RED CORNER
WenQing
Written by : Robert King
Directed by : John Avnet
Main cast : Richard Gere (Jack Moore) and Bai Ling (Shen Yulin)
Length : 120 min approx
Rating : ***
WALLS WILL FALL
Here's another movie all about the American fascination (mixed with fear, and uncertainty) with Asia... and this time it's the new superpower and future giant Red China. The Chinese translation of RED CORNER written on the poster (and you can see it was translated from English to Mandarin and not the other way around) is hong se jiao luo, which literally means red-coloured corner. Even though this little trip up is kind of funny, and it brings a grin to the face of even people with halting Mandarin like myself... the film is pretty good if you give it a chance. It actually avoids most of the normal cliches and stereotypes, and doesn't over-romanticise China.

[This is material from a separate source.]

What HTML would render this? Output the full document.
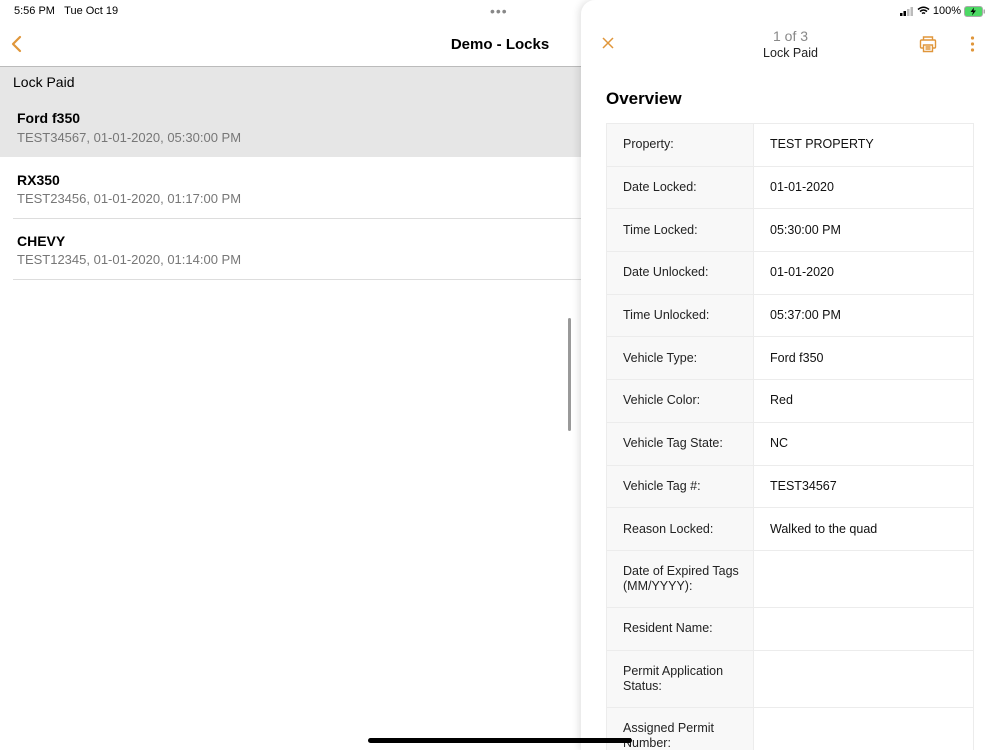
<!DOCTYPE html>
<html><head><meta charset="utf-8"><style>
*{margin:0;padding:0;box-sizing:border-box}
body{width:1000px;height:750px;overflow:hidden;background:#fff;font-family:"Liberation Sans",Helvetica,Arial,sans-serif;position:relative;color:#000}
.abs{position:absolute}
.row{position:absolute;left:0;width:581px;height:61px}
.row .t{position:absolute;left:17px;top:10px;font-size:14px;font-weight:bold}
.row .s{position:absolute;left:17px;top:30px;font-size:13px;color:#777}
.sep{position:absolute;left:13px;width:568px;height:1px;background:#ddd}
#panel{position:absolute;left:581px;top:0;width:419px;height:750px;overflow:hidden;background:#fff;border-top-left-radius:14px;box-shadow:-2px 0 8px rgba(0,0,0,.12)}
table{position:absolute;left:25px;top:123px;width:368px;border-collapse:collapse;font-size:12.5px;table-layout:fixed}
td{border:1px solid #ececec;padding:0 6px 0 16px;height:42.7px;vertical-align:middle;line-height:15px}
td.l{width:147px;background:#f8f8f8;color:#222}
td.v{color:#111}
</style></head><body>
<div class="abs" style="left:14px;top:5px;font-size:11px">5:56 PM&nbsp;&nbsp;&nbsp;Tue Oct 19</div>
<div class="abs" style="left:490px;top:3px;font-size:14px;color:#888;letter-spacing:1px">•••</div>
<svg class="abs" style="left:9px;top:35px" width="14" height="18" viewBox="0 0 14 18"><path d="M11 2 L4 9 L11 16" fill="none" stroke="#e0963a" stroke-width="2.2" stroke-linecap="round" stroke-linejoin="round"/></svg>
<div class="abs" style="left:0;width:1000px;top:36px;text-align:center;font-size:15px;font-weight:bold">Demo - Locks</div>
<div class="abs" style="left:0;top:66px;width:581px;height:1px;background:#bbb"></div>
<div class="abs" style="left:0;top:67px;width:581px;height:90px;background:#e6e6e6"></div>
<div class="abs" style="left:13px;top:74px;font-size:14px">Lock Paid</div>
<div class="row" style="top:100px"><div class="t">Ford f350</div><div class="s">TEST34567, 01-01-2020, 05:30:00 PM</div></div>
<div class="row" style="top:157px;background:#fff"><div class="t" style="top:15px">RX350</div><div class="s" style="top:34px">TEST23456, 01-01-2020, 01:17:00 PM</div></div>
<div class="sep" style="top:218px"></div>
<div class="row" style="top:218px"><div class="t" style="top:15px">CHEVY</div><div class="s" style="top:34px">TEST12345, 01-01-2020, 01:14:00 PM</div></div>
<div class="sep" style="top:279px"></div>
<div class="abs" style="left:568px;top:318px;width:3px;height:113px;background:#999;border-radius:2px"></div>
<div id="panel">
<div class="abs" style="right:14px;top:5px;font-size:11px;display:flex;align-items:center;gap:3px">
<svg width="14" height="9"><rect x="0" y="6" width="2.5" height="3" fill="#000"/><rect x="3.5" y="4" width="2.5" height="5" fill="#000"/><rect x="7" y="2" width="2.5" height="7" fill="#bbb"/><rect x="10.5" y="0" width="2.5" height="9" fill="#bbb"/></svg>
<svg width="13" height="10" viewBox="0 0 13 10"><path d="M1 3.5 Q6.5 -1 12 3.5 M3 5.5 Q6.5 2.5 10 5.5 M5 7.5 Q6.5 6.2 8 7.5" fill="none" stroke="#000" stroke-width="1.5"/></svg>
<span>100%</span>
<svg width="22" height="11"><rect x="0.5" y="0.5" width="18" height="10" rx="2.5" fill="#4cd964" stroke="#aaa"/><rect x="19.5" y="3.5" width="1.5" height="4" fill="#aaa"/><path d="M10 1.5 L6.5 6 H9 L8 9.5 L12 4.5 H9.5 Z" fill="#000"/></svg>
</div>
<svg class="abs" style="left:21px;top:37px" width="12" height="12"><path d="M1 1 L11 11 M11 1 L1 11" stroke="#e0963a" stroke-width="1.5"/></svg>
<div class="abs" style="left:0;width:419px;top:28px;text-align:center;font-size:14px;color:#888">1 of 3</div>
<div class="abs" style="left:0;width:419px;top:46px;text-align:center;font-size:12.5px;color:#222">Lock Paid</div>
<svg class="abs" style="left:338px;top:35px" width="18" height="18" viewBox="0 0 18 18"><path d="M4.5 5 V2 H13.5 V5 M4.5 13 H2.5 A1 1 0 0 1 1.5 12 V6 A1 1 0 0 1 2.5 5 H15.5 A1 1 0 0 1 16.5 6 V12 A1 1 0 0 1 15.5 13 H13.5 M4.5 10 H13.5 V16.5 H4.5 Z M6.5 12 H11.5 M6.5 14 H11.5" fill="none" stroke="#e0963a" stroke-width="1.4"/></svg>
<svg class="abs" style="left:389px;top:36px" width="5" height="17"><circle cx="2.5" cy="2" r="1.6" fill="#e0963a"/><circle cx="2.5" cy="8" r="1.6" fill="#e0963a"/><circle cx="2.5" cy="14" r="1.6" fill="#e0963a"/></svg>
<div class="abs" style="left:25px;top:89px;font-size:17px;font-weight:bold">Overview</div>
<table>
<tr><td class="l">Property:</td><td class="v">TEST PROPERTY</td></tr>
<tr><td class="l">Date Locked:</td><td class="v">01-01-2020</td></tr>
<tr><td class="l">Time Locked:</td><td class="v">05:30:00 PM</td></tr>
<tr><td class="l">Date Unlocked:</td><td class="v">01-01-2020</td></tr>
<tr><td class="l">Time Unlocked:</td><td class="v">05:37:00 PM</td></tr>
<tr><td class="l">Vehicle Type:</td><td class="v">Ford f350</td></tr>
<tr><td class="l">Vehicle Color:</td><td class="v">Red</td></tr>
<tr><td class="l">Vehicle Tag State:</td><td class="v">NC</td></tr>
<tr><td class="l">Vehicle Tag #:</td><td class="v">TEST34567</td></tr>
<tr><td class="l">Reason Locked:</td><td class="v">Walked to the quad</td></tr>
<tr><td class="l" style="height:57px">Date of Expired Tags<br>(MM/YYYY):</td><td class="v"></td></tr>
<tr><td class="l">Resident Name:</td><td class="v"></td></tr>
<tr><td class="l" style="height:57px">Permit Application<br>Status:</td><td class="v"></td></tr>
<tr><td class="l" style="height:57px">Assigned Permit<br>Number:</td><td class="v"></td></tr>
</table>
</div>
<div class="abs" style="left:368px;top:738px;width:264px;height:5px;background:#000;border-radius:3px"></div>
</body></html>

Richard Gere is Jack Moore, an executive from an American satellite TV company trying to strike a deal with the Chinese Radio Television and Film Ministry. Understandably, some people (hiding in shadows it is convenient to lurk in) don't want the Yankees' television shows in conservative and closed-door China. Moore gets framed for the murder of a model Hong Ling (who happens to be the daughter of a big time army officer) and gets tried in the Chinese court (where people are all speaking Mandarin) and his rights sort of get thrown out the window. With the America embassy's hands tied by diplomatic bonds, Moore has got to figure out who framed him, how to plead his innocence in the Chinese court (pleading innocence displays unrepentant behaviour!) and to convince his lawyer (Bai Ling) to believe him and help him investigate.
It's not your run-of-the-mill story line, and it's not the most exciting thing in the world (even though it does move faster than THE LAST EMPEROR), but I think the action and the plot of the film are secondary to the big huge juicy American moral in the background.
What I believe I saw was a story about walls built around lives, around personalities and around one's freedom. At the beginning of the film we get Bai Ling's voice-over about her grandmother's wise words... that the bamboo grows near the waters, waiting for the wind to touch it. In the same way, Bai Ling has a past... watching her father being tortured during the Cultural Revolution and never questioning the shaky legitimacy of the cruelties. Moore has lost his family in a car accident, and he builds a wall to shield him from the pain... he delves into the comfort of numbness and gets away with minimal grief. And most of all, there's a wall that runs around China from the outside world. And somehow, with Gere and Bai Ling combatting the whole system together, there's an inherent message that walls will fall, that things will change... and of course, the winds will touch the bamboos.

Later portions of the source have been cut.